I'm sure you're shocked, since a more accurate but less pithy title for this blog would be That Awkward Moment When I Realize I Hate Everything. (Actually that's not half-bad.) In my defense, this blog is the best break I get from my Masters in Counseling program, or to put it another way, being so self-aware that you cry at least twice a week.
Let me glance back at the title of this post to remind myself of my topic. Ok, Zooey Deschanel. Or more particularly, her character Jess on "New Girl," but we all know Zooey's playing herself. I was not interested in watching that show when it first started, mainly because of this weird bias I have against the manic pixie dream girl: I hate it when people describe someone (or worse, themselves) as "quirky." Technically everyone is a little weird. I don't think anyone deserves a cookie for being human. Fortunately enough people convinced me to give the show a fair shot, and now I always keep up with it. My motivation is 95% everything Schmidt says and does and 5% I think Nick is hot. But Jess? Eh.
Now before we dive into the inevitable vituperation, I should point out that there are things I like about the character of Jess. I cheered when she yelled at Winston for being a jerk to the kids she plays handbells with. I thought it was admirable when she included Julia in whatever hippie thing she and her friends were doing with yarn. In spite of myself, I liked it when she bothered to connect with the landlord, until it got creepy. She's not a bad character by any means.
But for a long time, my real problem with Jess/Zooey was a vague, unarticulated discontent that lurked while I tried to distract myself with Schmidt's antics and Nick's angst. Then I read an article by my favorite Cracked columnist, Daniel O'Brien (Dan, if you're reading this, my life is complete) and it all crashed into sharp focus. Prepare to be disillusioned.
"Jess & Julia" was the first episode I saw where I truly liked Zooey's character. Remember the part in the courthouse where Julia made fun of Jess for, well, being herself, and Jess owned it all, saying, "That doesn't mean I'm not smart and tough and strong!"? I was like, Yeah! Tell that mean old lawyer! And then it hit me: I didn't connect with Jess because I respected her. I connected because I felt sorry for her.
I don't like Jess because she's just one more version of a helpless female. If a guy hipster sat down and penned a misogynist's parody of my sex, it would be her. She spends an inordinate amount of time flitting around in distress, shrieking hoarsely and waving her inept little hands. And you know why she gets away with it? She is ridiculously attractive. I mean, come on, it's not even fair. Think about it. If you had an ugly friend who was as socially incompetent as Jess, everyone would feel sorry for her rather than being intrigued by her. But she's beautiful, so it's charming instead of stupid for her to wear overalls on a big date, or slur ALL HER WORDS, as if between takes she skips behind the studio and drinks gin.

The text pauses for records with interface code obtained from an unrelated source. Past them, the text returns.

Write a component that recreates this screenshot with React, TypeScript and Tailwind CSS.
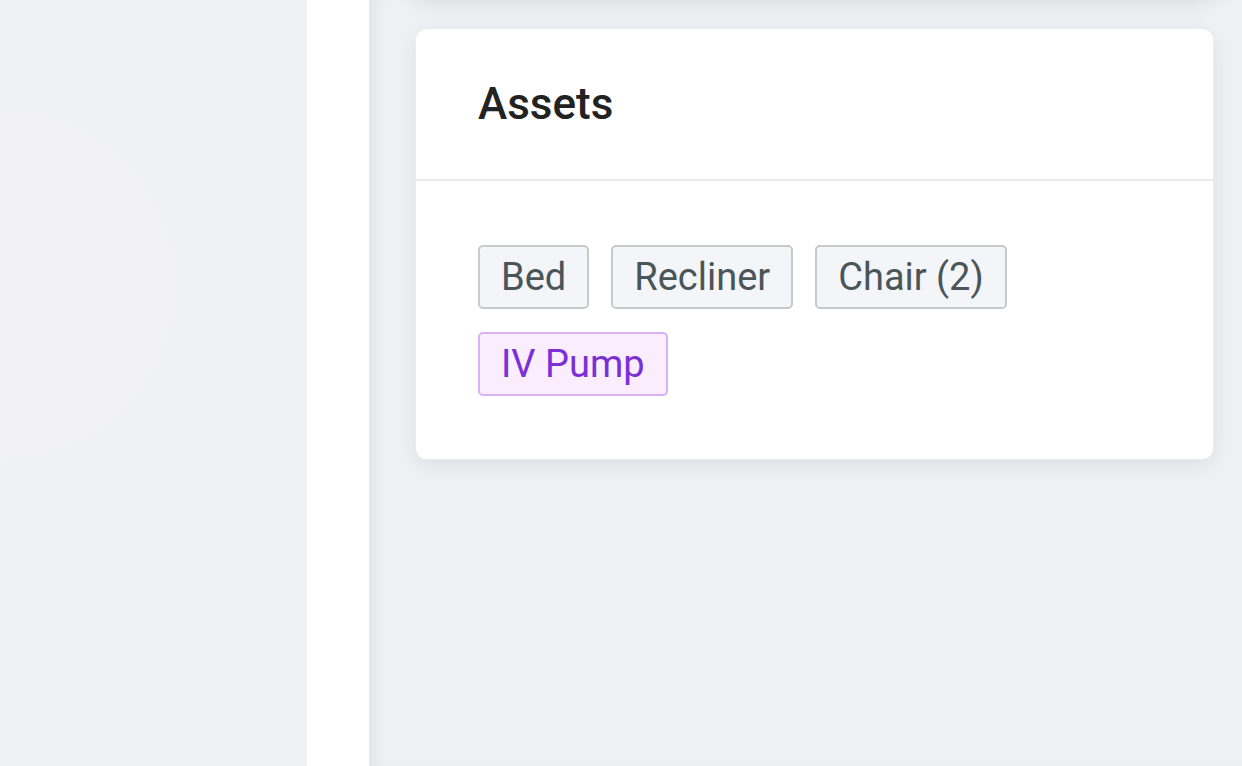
import React from 'react';

interface Asset {
  label: string;
  active?: boolean;
}

const assets: Asset[] = [
  { label: 'Bed' },
  { label: 'Recliner' },
  { label: 'Chair (2)' },
  { label: 'IV Pump', active: true },
];

const AssetTag: React.FC<{ asset: Asset }> = ({ asset }) => (
  <span
    className={
      asset.active
        ? 'flex h-[64px] items-center rounded-[5px] border-2 border-[#d9b2f7] bg-[#f9edfe] px-[21px] text-[38px] leading-none text-[#7b2fd6]'
        : 'flex h-[64px] items-center rounded-[5px] border-2 border-[#c8c9cb] bg-[#f3f5f8] px-[21px] text-[38px] leading-none text-[#4a5558]'
    }
  >
    {asset.label}
  </span>
);

export default function App() {
  return (
    <div className="flex h-[766px] w-[1242px] overflow-hidden bg-[#f0f1f5] font-['Roboto',sans-serif]">
      <aside className="w-[307px] shrink-0 bg-[radial-gradient(circle_at_0px_285px,#f2f2f4_0,#f2f2f4_170px,transparent_182px)]" />
      <div className="w-[63px] shrink-0 border-r border-[#e7e8ec] bg-white" />
      <main className="flex-1 pl-[45px] pr-[28px] shadow-[inset_14px_0_18px_-10px_rgba(0,0,0,0.07)]">
        <div className="-mt-[200px] h-[197px] rounded-xl bg-white shadow-[0_6px_24px_rgba(0,0,0,0.09)]" />
        <section className="mt-[31px] rounded-xl border border-[#ececef] bg-white shadow-[0_6px_22px_rgba(0,0,0,0.08)]">
          <div className="flex h-[152px] items-center border-b-2 border-[#ececec] px-[62px]">
            <h2 className="text-[44px] font-medium text-[#222222]">Assets</h2>
          </div>
          <div className="flex flex-wrap gap-x-[22px] gap-y-[23px] px-[62px] pt-[64px] pb-[63px]">
            {assets.map((a) => (
              <AssetTag key={a.label} asset={a} />
            ))}
          </div>
        </section>
      </main>
    </div>
  );
}
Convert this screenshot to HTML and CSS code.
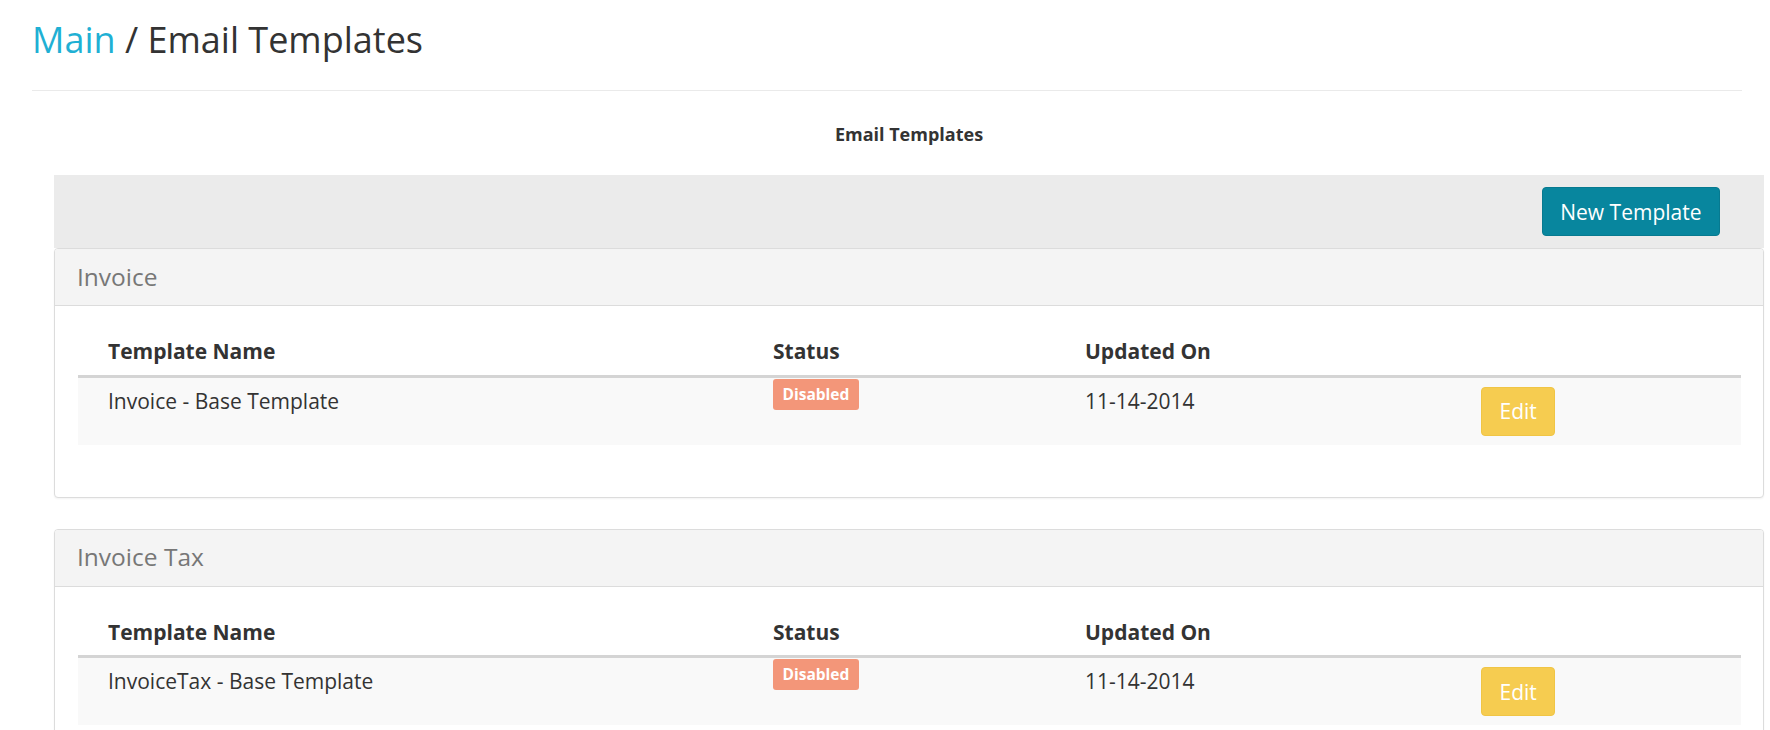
FILE: index.html
```html
<!DOCTYPE html>
<html lang="en">
<head>
<meta charset="utf-8">
<title>Email Templates</title>
<link rel="stylesheet" href="styles.css">
</head>
<body>
<div class="page">
  <h1 class="title"><a class="crumb" href="#">Main</a> / Email Templates</h1>
  <hr class="divider">
  <section class="panel">
    <h2 class="panel-heading">Email Templates</h2>
    <div class="toolbar">
      <button class="btn btn-new" type="button">New Template</button>
    </div>

    <div class="card">
      <div class="card-header">Invoice</div>
      <div class="card-body">
        <table class="tpl-table">
          <colgroup>
            <col class="c-name"><col class="c-status"><col class="c-date"><col class="c-action">
          </colgroup>
          <thead>
            <tr><th>Template Name</th><th>Status</th><th>Updated On</th><th></th></tr>
          </thead>
          <tbody>
            <tr>
              <td>Invoice - Base Template</td>
              <td class="status"><span class="label">Disabled</span></td>
              <td>11-14-2014</td>
              <td><button class="btn btn-edit" type="button">Edit</button></td>
            </tr>
          </tbody>
        </table>
      </div>
    </div>

    <div class="card">
      <div class="card-header">Invoice Tax</div>
      <div class="card-body">
        <table class="tpl-table">
          <colgroup>
            <col class="c-name"><col class="c-status"><col class="c-date"><col class="c-action">
          </colgroup>
          <thead>
            <tr><th>Template Name</th><th>Status</th><th>Updated On</th><th></th></tr>
          </thead>
          <tbody>
            <tr>
              <td>InvoiceTax - Base Template</td>
              <td class="status"><span class="label">Disabled</span></td>
              <td>11-14-2014</td>
              <td><button class="btn btn-edit" type="button">Edit</button></td>
            </tr>
          </tbody>
        </table>
      </div>
    </div>
  </section>
</div>
</body>
</html>
```

FILE: styles.css
```css
* { box-sizing: border-box; }

html, body {
  margin: 0;
  background: #fff;
}

body {
  font-family: "Open Sans", "DejaVu Sans", sans-serif;
  color: #333;
  font-size: 21px;
}

.page {
  padding-left: 32px;
  width: 1742px;
}

.title {
  margin: 0;
  padding-top: 18px;
  font-size: 36px;
  font-weight: 400;
  line-height: 43px;
  color: #333;
}

.crumb {
  color: #1fb0d4;
  text-decoration: none;
}

.divider {
  margin: 29px 0 0;
  border: 0;
  border-top: 1px solid #eaeaea;
  height: 0;
  width: 1710px;
}

.panel {
  margin-left: 22px;
  width: 1710px;
}

.panel-heading {
  margin: 30px 0 28px;
  font-size: 18px;
  font-weight: 700;
  line-height: 26px;
  text-align: center;
  color: #333;
}

.toolbar {
  display: flex;
  justify-content: flex-end;
  background: #ebebeb;
  padding: 12px 44px;
}

.btn {
  font-family: "Open Sans", "DejaVu Sans", sans-serif;
  font-size: 21px;
  line-height: 28px;
  color: #fff;
  border-radius: 4px;
  cursor: pointer;
}

.btn-new {
  background: #08869e;
  border: 1px solid #077a90;
  padding: 9.5px 17.5px;
}

.btn-edit {
  background: #f6cc50;
  border: 1px solid #f0c545;
  padding: 9.5px 17.5px;
}

.card {
  border: 1px solid #dcdcdc;
  border-radius: 4px;
  background: #fff;
  box-shadow: 0 1px 2px rgba(0, 0, 0, 0.05);
  margin-bottom: 31px;
}

.card-header {
  display: flex;
  align-items: center;
  height: 57px;
  padding: 0 22px;
  background: #f4f4f4;
  border-bottom: 1px solid #dcdcdc;
  border-radius: 3px 3px 0 0;
  font-size: 24.5px;
  line-height: 1.1;
  color: #777;
}

.card-body {
  padding: 22px 22px 52px 23px;
}

.tpl-table {
  width: 100%;
  border-collapse: collapse;
  table-layout: fixed;
}

.c-name { width: 665px; }
.c-status { width: 312px; }
.c-date { width: 396px; }

.tpl-table th {
  text-align: left;
  font-weight: 700;
  line-height: 28.6px;
  padding: 9px 30px;
  border-bottom: 3px solid #d4d4d4;
  vertical-align: bottom;
}

.tpl-table td {
  line-height: 28.6px;
  padding: 9px 30px;
  background: #f9f9f9;
  vertical-align: top;
}

.tpl-table td.status {
  padding-top: 1px;
}

.label {
  display: inline-block;
  vertical-align: top;
  background: #f39679;
  color: #fff;
  font-size: 15.5px;
  font-weight: 700;
  line-height: 15px;
  padding: 8px 9.5px;
  border-radius: 3px;
}
```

Maybe I'm just jealous because no one thinks my ineptitude is adorable. My inability to type properly or change a tire doesn't engage anyone's interest; mostly I just get "Didn't you have Mavis Beacon in elementary school?" or "Here, let me make you a list of things that will carry you into adulthood. Step one: buy a jack." But here's Zooey Deschanel, with carte blanche to act like a twelve-year-old sniffing paint thinners, just because she wears bright blue tights and her eyes are the size of Texas.
I should point out that I recently saw Ms. Deschanel making fun of herself on SNL, which went a long way toward redeeming her in my eyes. But I still think that if Schmidt has to put money in the Douchebag Jar every time he makes casual mention of his cheetah-print laptop sleeve or his Irish walking cape, Jess should have to fill up a MPDG jar every time she waves happily to a man brandishing a gun, or whenever her eyes widen beyond the standard size of Michelin tires. Who's with me?
And honestly, when are she and Nick just going to get it over with?